The benchmark price of a barrel of crude has fallen below US$40 a barrel for the first time since the end of the global economic crisis and oil prices have been falling solidly for eight consecutive weeks.
Notley says Alberta still has the best tax regime in Canada and profitable companies can pay a bit more when times are tough.
The Opposition Wildrose and the Canadian Association of Petroleum Producers have both urged the NDP government to hold off on raising corporate taxes and the royalty review.
Notley says the review will look both at present day and the future, when prices are expected to rebound.
She says the review will also take into account input from the industry.
“Alberta still has by far the most competitive tax regime in the country and so when times get tough, those who are profitable should be paying just a little bit more,” Notley said.

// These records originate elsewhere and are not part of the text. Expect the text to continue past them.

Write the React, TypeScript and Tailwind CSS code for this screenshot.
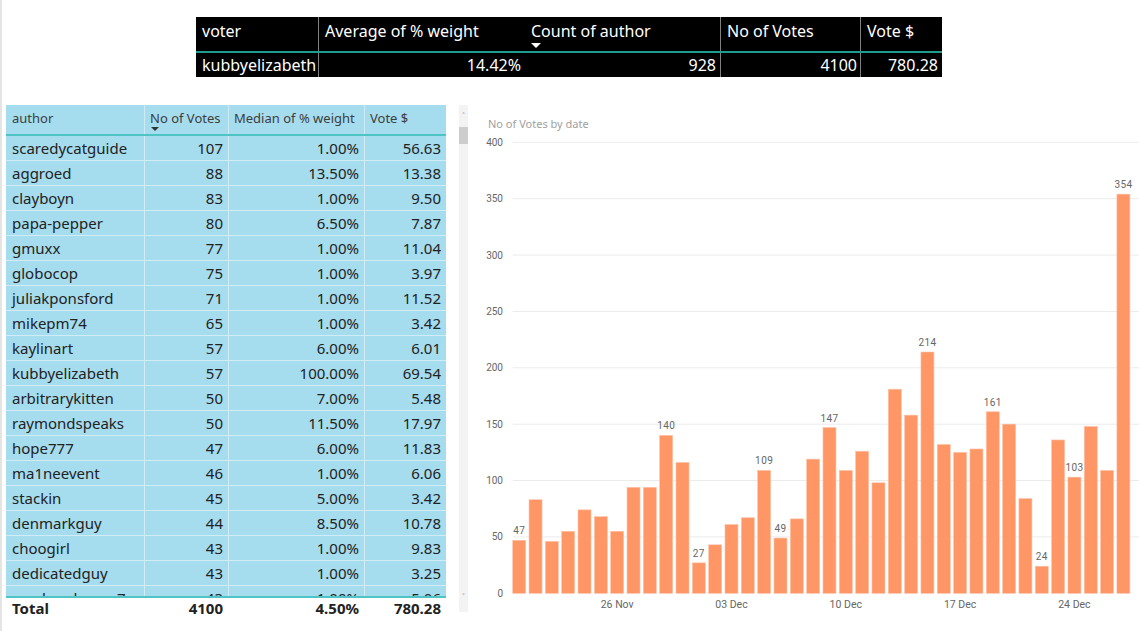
import React from "react";

const rows: [string, string, string, string][] = [
  ["scaredycatguide", "107", "1.00%", "56.63"],
  ["aggroed", "88", "13.50%", "13.38"],
  ["clayboyn", "83", "1.00%", "9.50"],
  ["papa-pepper", "80", "6.50%", "7.87"],
  ["gmuxx", "77", "1.00%", "11.04"],
  ["globocop", "75", "1.00%", "3.97"],
  ["juliakponsford", "71", "1.00%", "11.52"],
  ["mikepm74", "65", "1.00%", "3.42"],
  ["kaylinart", "57", "6.00%", "6.01"],
  ["kubbyelizabeth", "57", "100.00%", "69.54"],
  ["arbitrarykitten", "50", "7.00%", "5.48"],
  ["raymondspeaks", "50", "11.50%", "17.97"],
  ["hope777", "47", "6.00%", "11.83"],
  ["ma1neevent", "46", "1.00%", "6.06"],
  ["stackin", "45", "5.00%", "3.42"],
  ["denmarkguy", "44", "8.50%", "10.78"],
  ["choogirl", "43", "1.00%", "9.83"],
  ["dedicatedguy", "43", "1.00%", "3.25"],
  ["sarahmahoney7", "43", "1.00%", "5.06"],
];

const values = [
  47, 83, 46, 55, 74, 68, 55, 94, 94, 140, 116, 27, 43, 61, 67, 109, 49, 66, 119,
  147, 109, 126, 98, 181, 158, 214, 132, 125, 128, 161, 150, 84, 24, 136, 103, 148,
  109, 354,
];
const labeled = new Set([0, 9, 11, 15, 16, 19, 25, 29, 32, 34, 37]);
const xLabels: [number, string][] = [
  [6, "26 Nov"],
  [13, "03 Dec"],
  [20, "10 Dec"],
  [27, "17 Dec"],
  [34, "24 Dec"],
];

const FONT = { fontFamily: "'Noto Sans', 'Open Sans', sans-serif" };

function Chart() {
  const x0 = 42.7;
  const pitch = 16.33;
  const bw = 13;
  const y0 = 462.3;
  const k = 1.1275;
  const ticks = [0, 50, 100, 150, 200, 250, 300, 350, 400];
  return (
    <svg width={669} height={500} className="block" style={{ fontFamily: "Roboto, 'DejaVu Sans', sans-serif" }}>
      {ticks.map((t) => {
        const y = y0 - t * k;
        return (
          <g key={t}>
            {t > 0 && <line x1={x0} x2={669} y1={y} y2={y} stroke="#ebebeb" strokeWidth={1} />}
            <text x={33} y={y + 3.5} textAnchor="end" fontSize={10} fill="#666">
              {t}
            </text>
          </g>
        );
      })}
      {values.map((v, i) => {
        const x = x0 + i * pitch;
        const top = y0 - v * k;
        return (
          <g key={i}>
            <rect x={x} y={top} width={bw} height={v * k} fill="#fe9666" stroke="#ffc2a6" strokeWidth={0.6} />
            {labeled.has(i) && (
              <text x={x + bw / 2} y={top - 6} textAnchor="middle" fontSize={10} fill="#666" letterSpacing={0.4}>
                {v}
              </text>
            )}
          </g>
        );
      })}
      {xLabels.map(([i, l]) => (
        <text key={l} x={x0 + i * pitch + bw / 2} y={477} textAnchor="middle" fontSize={10.5} fill="#666">
          {l}
        </text>
      ))}
    </svg>
  );
}

function SortArrow() {
  return (
    <svg width={10} height={6} className="block">
      <polygon points="0,0 10,0 5,5" fill="currentColor" />
    </svg>
  );
}

export default function App() {
  return (
    <div className="w-[1139px] h-[631px] bg-white overflow-hidden border-l-2 border-[#e4e4e4]" style={FONT}>
      {/* top summary table */}
      <div className="pt-[17px] pl-[194px]">
        <div className="w-[746px] bg-black text-white text-[16px]">
          <div className="grid grid-cols-[122px_207px_195px_140px_82px] h-[36px] border-b-2 border-[#1f9c8c]">
            <div className="pl-[6px] pt-[4px] leading-[20px]">voter</div>
            <div className="pl-[6px] pt-[4px] leading-[20px] border-l border-[#808080]">Average of % weight</div>
            <div className="pl-[6px] pt-[4px] leading-[20px]">
              <div>Count of author</div>
              <div className="mt-[2px] ml-[0px] text-white">
                <SortArrow />
              </div>
            </div>
            <div className="pl-[6px] pt-[4px] leading-[20px] border-l border-[#808080]">No of Votes</div>
            <div className="pl-[6px] pt-[4px] leading-[20px] border-l border-[#808080]">Vote $</div>
          </div>
          <div className="grid grid-cols-[122px_207px_195px_140px_82px] h-[24px] leading-[24px]">
            <div className="pl-[6px]">kubbyelizabeth</div>
            <div className="pr-[4px] text-right border-l border-[#808080]">14.42%</div>
            <div className="pr-[4px] text-right">928</div>
            <div className="pr-[3px] text-right border-l border-[#808080]">4100</div>
            <div className="pr-[4px] text-right border-l border-[#808080]">780.28</div>
          </div>
        </div>
      </div>

      <div className="flex mt-[28px]">
        {/* left table */}
        <div className="ml-[4px] w-[440px] flex flex-col">
          <div className="bg-[#a5dcee]">
            <div className="grid grid-cols-[138px_84px_136px_82px] h-[31px] border-b-2 border-[#4fc4c4] text-[13px] text-[#3d3d3d] leading-[18px]">
              <div className="pl-[6px] pt-[4px]">author</div>
              <div className="pl-[5px] pt-[4px] border-l border-[#cdebf4]">
                <div>No of Votes</div>
                <div className="text-[#333] ml-[1px] mt-[0px]">
                  <svg width={8} height={5} className="block">
                    <polygon points="0,0 8,0 4,4" fill="currentColor" />
                  </svg>
                </div>
              </div>
              <div className="pl-[5px] pt-[4px] border-l border-[#cdebf4]">Median of % weight</div>
              <div className="pl-[5px] pt-[4px] border-l border-[#cdebf4]">Vote $</div>
            </div>
            <div className="h-[460px] overflow-hidden">
              {rows.map((r) => (
                <div
                  key={r[0]}
                  className="grid grid-cols-[138px_84px_136px_82px] h-[25px] border-b border-[#d2ecf5] text-[15px] text-[#222] leading-[24px]"
                >
                  <div className="pl-[6px] whitespace-nowrap overflow-hidden">{r[0]}</div>
                  <div className="pr-[5px] text-right border-l border-[#d2ecf5]">{r[1]}</div>
                  <div className="pr-[5px] text-right border-l border-[#d2ecf5]">{r[2]}</div>
                  <div className="pr-[5px] text-right border-l border-[#d2ecf5]">{r[3]}</div>
                </div>
              ))}
            </div>
          </div>
          <div className="grid grid-cols-[138px_84px_136px_82px] border-t-2 border-[#4fc4c4] h-[22px] leading-[20px] text-[15px] font-bold text-[#222]">
            <div className="pl-[6px]">Total</div>
            <div className="pr-[5px] text-right">4100</div>
            <div className="pr-[5px] text-right">4.50%</div>
            <div className="pr-[5px] text-right">780.28</div>
          </div>
        </div>

        {/* scrollbar */}
        <div className="ml-[13px] w-[9px] h-[507px] bg-[#f3f3f3] flex flex-col items-center">
          <div className="h-[22px] text-[9px] leading-[22px] text-[#888]">˄</div>
          <div className="w-[9px] h-[17px] bg-[#cdcdcd]" />
          <div className="flex-1" />
          <div className="h-[22px] text-[9px] leading-[14px] text-[#888]">˅</div>
        </div>

        {/* chart */}
        <div className="ml-[2px] w-[669px] flex flex-col">
          <div className="pl-[18px] pt-[12px] h-[26px] text-[11px] leading-[14px] text-[#a0a0a0]">No of Votes by date</div>
          <Chart />
        </div>
      </div>
    </div>
  );
}
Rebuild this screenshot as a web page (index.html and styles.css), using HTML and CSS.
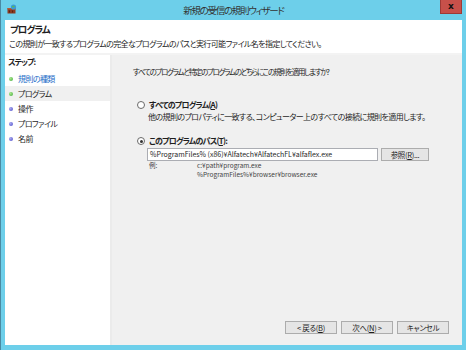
FILE: index.html
```html
<!DOCTYPE html>
<html lang="ja">
<head>
    <meta charset="UTF-8">
    <title>新規の受信の規則ウィザード</title>
    <link rel="stylesheet" href="styles.css">
</head>
<body>
    <div class="window">
        <div class="titlebar">
            <div class="app-icon">
                <svg width="10" height="10" viewBox="0 0 10 10">
                    <rect x="0.5" y="4" width="8" height="5.5" fill="#8a3a22"/>
                    <rect x="0.5" y="4" width="8" height="1.5" fill="#b45a36"/>
                    <rect x="2" y="6.5" width="1" height="2" fill="#5a2010"/>
                    <rect x="5" y="6.5" width="1" height="2" fill="#5a2010"/>
                    <circle cx="6.5" cy="3" r="2.6" fill="#3a9ad8"/>
                    <path d="M5 2.2 Q6.5 1 7.8 2.4 Q7 3.6 5.6 3.4 Z" fill="#5cc04a"/>
                </svg>
            </div>
            <div class="title">新規の受信の規則ウィザード</div>
            <div class="close">x</div>
        </div>

        <div class="client">
            <div class="header">
                <h1>プログラム</h1>
                <p>この規則が一致するプログラムの完全なプログラムのパスと実行可能ファイル名を指定してください。</p>
            </div>

            <div class="body">
                <div class="steps">
                    <div class="steps-title">ステップ:</div>
                    <ul>
                        <li class="link"><span class="dot green"></span>規則の種類</li>
                        <li class="current"><span class="dot green"></span>プログラム</li>
                        <li><span class="dot blue"></span>操作</li>
                        <li><span class="dot blue"></span>プロファイル</li>
                        <li><span class="dot blue"></span>名前</li>
                    </ul>
                </div>

                <div class="main">
                    <p class="question">すべてのプログラムと特定のプログラムのどちらにこの規則を適用しますか?</p>

                    <div class="option first">
                        <div class="option-row">
                            <span class="radio"></span>
                            <span class="option-label">すべてのプログラム(<u>A</u>)</span>
                        </div>
                        <div class="option-desc">他の規則のプロパティに一致する、コンピューター上のすべての接続に規則を適用します。</div>
                    </div>

                    <div class="option">
                        <div class="option-row">
                            <span class="radio checked"></span>
                            <span class="option-label">このプログラムのパス(<u>T</u>):</span>
                        </div>
                        <div class="path-row">
                            <div class="path-input">%ProgramFiles% (x86)¥Alfatech¥AlfatechFL¥alfaflex.exe</div>
                            <div class="btn browse">参照(<u>R</u>)...</div>
                        </div>
                        <div class="example">
                            <span class="example-label">例:</span>
                            <span class="example-text">c:¥path¥program.exe<br>%ProgramFiles%¥browser¥browser.exe</span>
                        </div>
                    </div>

                    <div class="buttons">
                        <div class="btn">&lt; 戻る(<u>B</u>)</div>
                        <div class="btn">次へ(<u>N</u>) &gt;</div>
                        <div class="btn">キャンセル</div>
                    </div>
                </div>
            </div>
        </div>
    </div>
</body>
</html>
```

FILE: styles.css
```css
body {
    margin: 0;
    font-family: "Noto Sans CJK JP", "Noto Sans", sans-serif;
    font-feature-settings: "palt";
    font-size: 8px;
    letter-spacing: -0.6px;
    color: #1e1e1e;
}
.window {
    width: 466px;
    height: 350px;
    box-sizing: border-box;
    background: #6dcfea;
    border-left: 1px solid #4b8aa3;
    display: flex;
    flex-direction: column;
}
.titlebar {
    height: 20px;
    display: grid;
    grid-template-columns: 1fr auto 1fr;
    align-items: start;
}
.app-icon {
    padding: 4px 0 0 6px;
}
.title {
    font-size: 9.5px;
    letter-spacing: -1.3px;
    color: #333;
    line-height: 21px;
}
.close {
    justify-self: end;
    width: 22px;
    height: 14px;
    margin-right: 4px;
    background: #c7504a;
    border: 1px solid #9e3a36;
    border-top: none;
    box-sizing: border-box;
    color: #111;
    font: bold 9px "DejaVu Sans", sans-serif;
    letter-spacing: 0;
    text-align: center;
    line-height: 12px;
}
.client {
    flex: 1;
    margin: 0 4px 5px 4px;
    background: #fff;
    display: flex;
    flex-direction: column;
}
.header {
    height: 35px;
    padding: 2px 0 0 4px;
    box-sizing: border-box;
    border-bottom: 2px solid #f3f3f3;
}
.header h1 {
    margin: 0 0 0 1px;
    font-size: 9.5px;
    letter-spacing: -1px;
    font-weight: bold;
    line-height: 15px;
}
.header p {
    margin: 0;
    line-height: 14px;
}
.body {
    flex: 1;
    display: flex;
}
.steps {
    width: 105px;
    border-right: 2px solid #ebebeb;
}
.steps-title {
    font-weight: bold;
    letter-spacing: -0.9px;
    padding: 1px 0 0 3px;
    line-height: 12px;
}
.steps ul {
    list-style: none;
    margin: 3px 0 0;
    padding: 0;
}
.steps li {
    height: 15px;
    line-height: 15px;
    padding-left: 4px;
    display: flex;
    align-items: center;
    gap: 5px;
}
.steps li.link {
    color: #1c6cc8;
}
.steps li.current {
    background: #f0f0f0;
}
.dot {
    width: 4px;
    height: 4px;
    border-radius: 50%;
}
.dot.green {
    background: radial-gradient(circle at 35% 35%, #a8e88a, #3fa83a);
}
.dot.blue {
    background: radial-gradient(circle at 35% 35%, #a9a9f0, #4a4ac8);
}
.main {
    flex: 1;
    background: #f0f0f0;
    padding: 10px 0 0 21px;
    display: flex;
    flex-direction: column;
}
.question {
    margin: 0 0 20px;
    line-height: 14px;
    font-size: 7.5px;
    letter-spacing: -1.3px;
}
.option {
    padding-left: 4px;
}
.option.first {
    margin-bottom: 12px;
}
.option-row {
    display: flex;
    align-items: center;
    gap: 4px;
    line-height: 12px;
}
.radio {
    width: 6px;
    height: 6px;
    border: 1px solid #6a6a6a;
    border-radius: 50%;
    background: #fff;
    position: relative;
}
.radio.checked::after {
    content: "";
    position: absolute;
    left: 1.5px;
    top: 1.5px;
    width: 3px;
    height: 3px;
    border-radius: 50%;
    background: #333;
}
.option-label {
    font-weight: bold;
    letter-spacing: -0.8px;
}
.option-desc {
    padding-left: 11px;
    line-height: 12px;
}
.path-row {
    display: flex;
    gap: 3px;
    margin: 1px 0 0 10px;
}
.path-input {
    width: 231px;
    height: 13px;
    box-sizing: border-box;
    background: #fff;
    border: 1px solid #abadb3;
    font-size: 7px;
    letter-spacing: 0;
    line-height: 11px;
    padding-left: 2px;
}
.btn {
    width: 52px;
    height: 13px;
    box-sizing: border-box;
    background: #e5e5e5;
    border: 1px solid #acacac;
    text-align: center;
    line-height: 11px;
    font-size: 7.5px;
    letter-spacing: -0.3px;
}
.browse {
    width: 48px;
}
.example {
    display: flex;
    margin: 0 0 0 12px;
    font-size: 6.5px;
    letter-spacing: 0;
    line-height: 9px;
    color: #444;
}
.example-label {
    width: 48px;
}
.buttons {
    margin-top: auto;
    margin-bottom: 11px;
    display: flex;
    gap: 4px;
    padding-left: 152px;
}
```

“We’ll be rolling out a jobs plan, an incentive plan, in the fall, understanding again that trying to diversify and stimulate the economy is a critical part to this.”
Opposition Wildrose Leader Brian Jean said Notley’s actions will put more Albertans’ jobs at risk and hurt the economy.
“There’s no doubt these policies are creating uncertainty in our economy, and will lead to investment fleeing the province,” Jean said in a news release.
“We need Ms. Notley to step away from her ideology and start focusing on what’s best for this province.”
Oil prices have fallen almost 60 per cent since this time last year and more than 34 per cent in the past three months.
The United States is churning out oil at an unprecedented pace, adding to the supply from Saudi Arabia and other OPEC nations.
What may be pushing prices this low, and possibly lower, is a steady drumbeat of economic data out of China suggesting that the world’s second largest economy is slowing.